We need to spend more time standing on our heads.
Now I like keeping myself well informed. I get lots of emails and feeds from all over the place. I read two quality magazines every month, and Guardian Weekly every week. I watch lots of documentaries on the telly – mainly BBC4. I live in a house full of books.
All this information fills my head and makes me feel bright and light and I feel as though my head has become like a hot air balloon floating serenely through the sky. But then the wind blows and I am thrown this way and that. Should I do this? Should I do that? Should I ignore that? How important is this? Just what ought I to do?
The trouble with information is that it has no purchase on us – it is what we have been told, not what we have felt. We Quakers have a word for this – we call it 'notions'. But we are so caught up in the western enlightenment idea that thinking is the most significant thing we do, that we do not realise that thinking on its own is mere notions. Stuff we have read in books or found using Google. We have been taught that feelings are at best unreliable, and possibly downright dangerous. Stick to the facts and you can't go wrong. Yet until we actually experience anything for ourselves, and thereby engage our feelings first, we cannot effectively act on anything.
When we do engage our feelings, and know we need to act, we Quakers have a word for this as well – we call it having a 'concern'. We are no longer worried about whether we ought to do this or that – we are driven by our deepest emotions to get on with it without question. There is no thought about whether this is the right thing to do or not – you just know, in a place beyond thinking and mere words.
However, our feelings come from our bodies and flow down into the earth that is our home, leaving our heads up in the air.
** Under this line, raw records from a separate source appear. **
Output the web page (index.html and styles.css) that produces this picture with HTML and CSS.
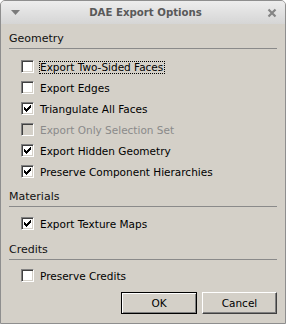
FILE: index.html
```html
<!DOCTYPE html>
<html>
    <head>
        <title>DAE Export Options</title>
        <link rel="stylesheet" href="styles.css">
    </head>
    <body>
        <div class="window">
            <div class="titlebar">
                <svg class="menu-arrow" width="9" height="6" viewBox="0 0 9 6"><path d="M0 0 H9 L4.5 5 Z" fill="#7b7b7b"/></svg>
                <span class="title">DAE Export Options</span>
                <svg class="close" width="10" height="10" viewBox="0 0 10 10"><path d="M1.5 1.5 L8.5 8.5 M8.5 1.5 L1.5 8.5" stroke="#858585" stroke-width="2.2"/></svg>
            </div>
            <div class="content">
                <div class="group-head">Geometry</div>
                <div class="options">
                    <div class="option"><span class="box"></span><span class="label focus">Export Two-Sided Faces</span></div>
                    <div class="option"><span class="box"></span><span class="label">Export Edges</span></div>
                    <div class="option"><span class="box"><svg class="tick" width="9" height="9" viewBox="0 0 9 9"><path transform="translate(1 1)" d="M6 0h1v1h-1z M5 1h2v1h-2z M0 2h1v1h-1z M4 2h3v1h-3z M0 3h2v1h-2z M3 3h3v1h-3z M0 4h5v1h-5z M1 5h3v1h-3z M2 6h1v1h-1z"/></svg></span><span class="label">Triangulate All Faces</span></div>
                    <div class="option disabled"><span class="box"></span><span class="label">Export Only Selection Set</span></div>
                    <div class="option"><span class="box"><svg class="tick" width="9" height="9" viewBox="0 0 9 9"><path transform="translate(1 1)" d="M6 0h1v1h-1z M5 1h2v1h-2z M0 2h1v1h-1z M4 2h3v1h-3z M0 3h2v1h-2z M3 3h3v1h-3z M0 4h5v1h-5z M1 5h3v1h-3z M2 6h1v1h-1z"/></svg></span><span class="label">Export Hidden Geometry</span></div>
                    <div class="option"><span class="box"><svg class="tick" width="9" height="9" viewBox="0 0 9 9"><path transform="translate(1 1)" d="M6 0h1v1h-1z M5 1h2v1h-2z M0 2h1v1h-1z M4 2h3v1h-3z M0 3h2v1h-2z M3 3h3v1h-3z M0 4h5v1h-5z M1 5h3v1h-3z M2 6h1v1h-1z"/></svg></span><span class="label">Preserve Component Hierarchies</span></div>
                </div>

                <div class="group-head">Materials</div>
                <div class="options materials">
                    <div class="option"><span class="box"><svg class="tick" width="9" height="9" viewBox="0 0 9 9"><path transform="translate(1 1)" d="M6 0h1v1h-1z M5 1h2v1h-2z M0 2h1v1h-1z M4 2h3v1h-3z M0 3h2v1h-2z M3 3h3v1h-3z M0 4h5v1h-5z M1 5h3v1h-3z M2 6h1v1h-1z"/></svg></span><span class="label">Export Texture Maps</span></div>
                </div>

                <div class="group-head credits-head">Credits</div>
                <div class="options credits">
                    <div class="option"><span class="box"></span><span class="label">Preserve Credits</span></div>
                </div>

                <div class="buttons">
                    <button class="btn default">OK</button>
                    <button class="btn">Cancel</button>
                </div>
            </div>
        </div>
    </body>
</html>
```

FILE: styles.css
```css
html, body{
    margin: 0;
    padding: 0;
    background: #fff;
}
body{
    font-family: "DejaVu Sans", sans-serif;
    font-size: 10px;
    color: #000;
}

.window{
    width: 286px;
    height: 324px;
    box-sizing: border-box;
    border: 1px solid #8e8e8e;
    border-radius: 5px 5px 0 0;
    background: #d4d0c8;
    overflow: hidden;
    display: flex;
    flex-direction: column;
}

.titlebar{
    height: 23px;
    flex: none;
    display: flex;
    align-items: center;
    justify-content: space-between;
    padding: 0 8px 0 10px;
    background: linear-gradient(#ededed, #d5d5d5);
}
.title{
    font-weight: bold;
    font-size: 10.2px;
    color: #595959;
    margin-left: 4px;
}
.menu-arrow, .close{
    display: block;
}

.content{
    flex: 1;
    display: flex;
    flex-direction: column;
    padding: 0 8px 9px;
}

.group-head{
    font-size: 11px;
    line-height: 14px;
    padding-top: 8px;
    padding-bottom: 2px;
    border-bottom: 1px solid #8a8a8a;
    color: #111;
}
.credits-head{
    padding-top: 9px;
}

.options{
    padding-top: 7px;
}
.options.materials{
    padding-top: 6px;
}
.options.credits{
    padding-top: 5px;
}
.option{
    height: 21px;
    display: flex;
    align-items: center;
    padding-left: 12px;
    gap: 5px;
}

.box{
    width: 9px;
    height: 9px;
    padding: 1px;
    flex: none;
    border: 1px solid;
    border-color: #808080 #fff #fff #808080;
    box-shadow: inset 1px 1px #404040, inset -1px -1px #d4d0c8;
    background: #fff;
}
.tick{
    display: block;
    shape-rendering: crispEdges;
}

.label{
    font-size: 10.5px;
    line-height: 11px;
    margin-top: 2px;
    border: 1px solid transparent;
    padding-right: 1px;
}
.label.focus{
    border: 1px dotted #000;
}

.disabled .box{
    background: #d4d0c8;
}
.disabled .label{
    color: #8a8a8a;
}

.buttons{
    margin-top: auto;
    display: flex;
    justify-content: flex-end;
    gap: 5px;
}
.btn{
    width: 75px;
    height: 22px;
    padding: 0;
    font-family: "DejaVu Sans", sans-serif;
    font-size: 10.5px;
    color: #000;
    background: #d4d0c8;
    border: 1px solid;
    border-color: #fff #404040 #404040 #fff;
    box-shadow: inset -1px -1px #808080;
}
.btn.default{
    width: 76px;
    border-color: #000;
    box-shadow: inset 1px 1px #fff, inset -1px -1px #808080;
}
```
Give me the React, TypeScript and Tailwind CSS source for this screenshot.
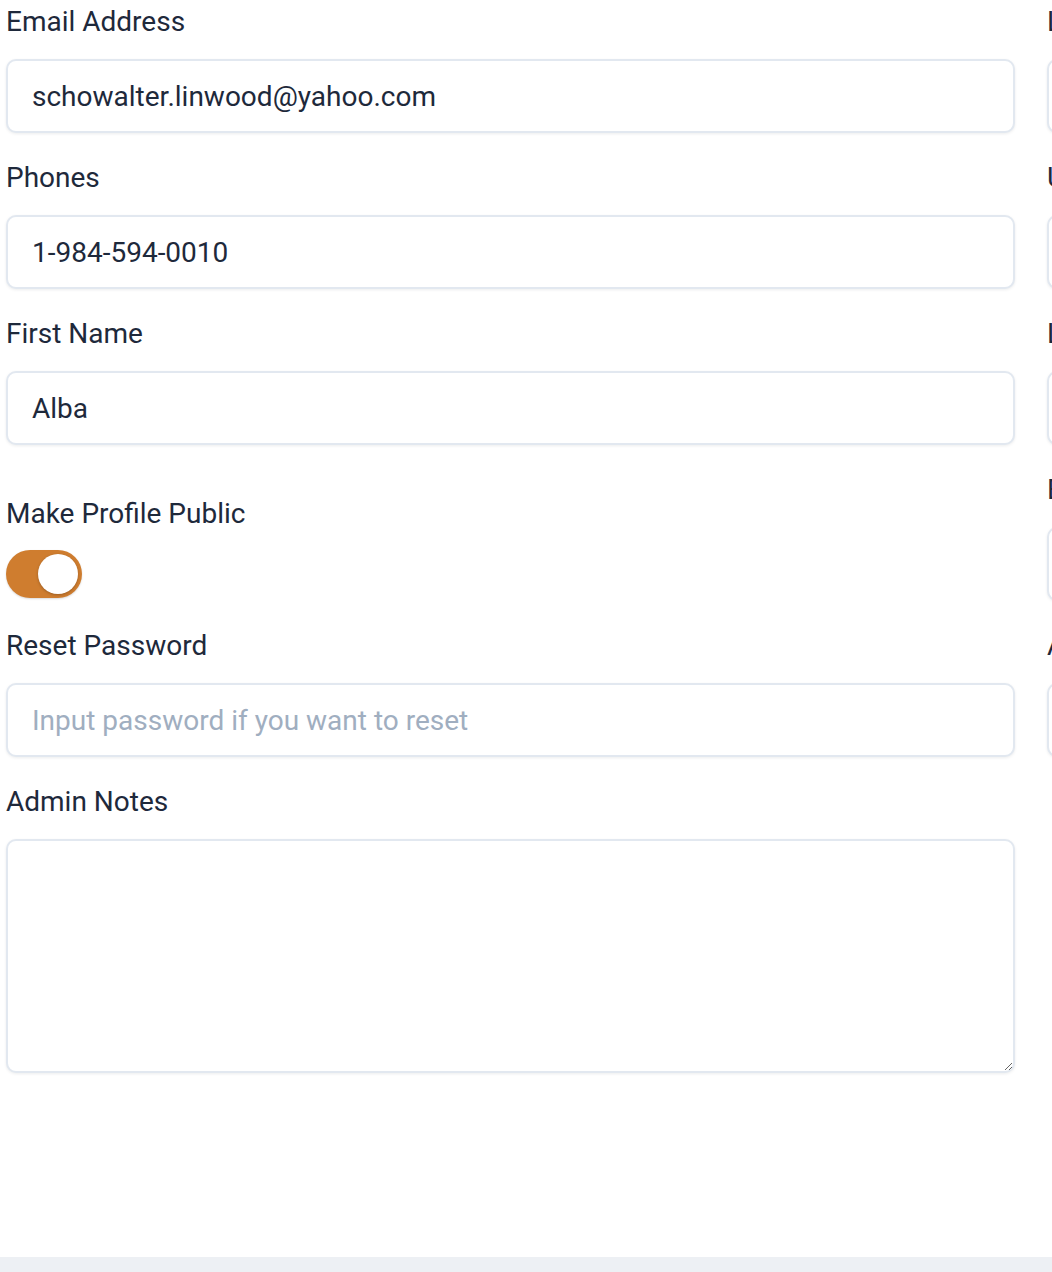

So stand on your head and be rooted to the earth, and let the passion and drive in your groin and the fire and anger in your belly and the love and pain in your heart flow down into your head and displace all those mere thoughts.
Introducing Quaker Worship
4 years ago
2 comments:
I've been reading a passage from Kathryn Shulz's "Being wrong - adventures in the margin of error", in which she questions the notion that we can "think for ourselves".
"... bluntly put, we can't. Everyone of us is profoundly dependent on other people's minds - so profoundly that if we took seriously the charge to think for ourselves, we would have to relinquish our faith in the vast majority of things we think we know. in his "Confessions" Augustine wrote that -
"I began to realise that I believed countless things which I had never seen or which had taken place where I was not there to see - so many events in the history of the world, so many facts about places and towns which I had never seen, so much that I believed on the word of friends or doctors or various other people. Unless we took these things on trust, we should accomplish absolutely nothing in this life."
And this was well before the industrial revolution... and the coming of the information highway.. and Google.
Which leads one to ponder where we put our ultimate trust (faith)...?
This is great stuff, Gordon and Ray's comment adds to it. Would that we could take this journey from the head to the heart. Trust our deepest feelings more than the notions in our heads.
Our intellects and Science do not teach us moral values just whether something is true or false at a thinking level!
It is our emotions that ultimately teach us the rightness or wrongness of our actions and the values that we live by.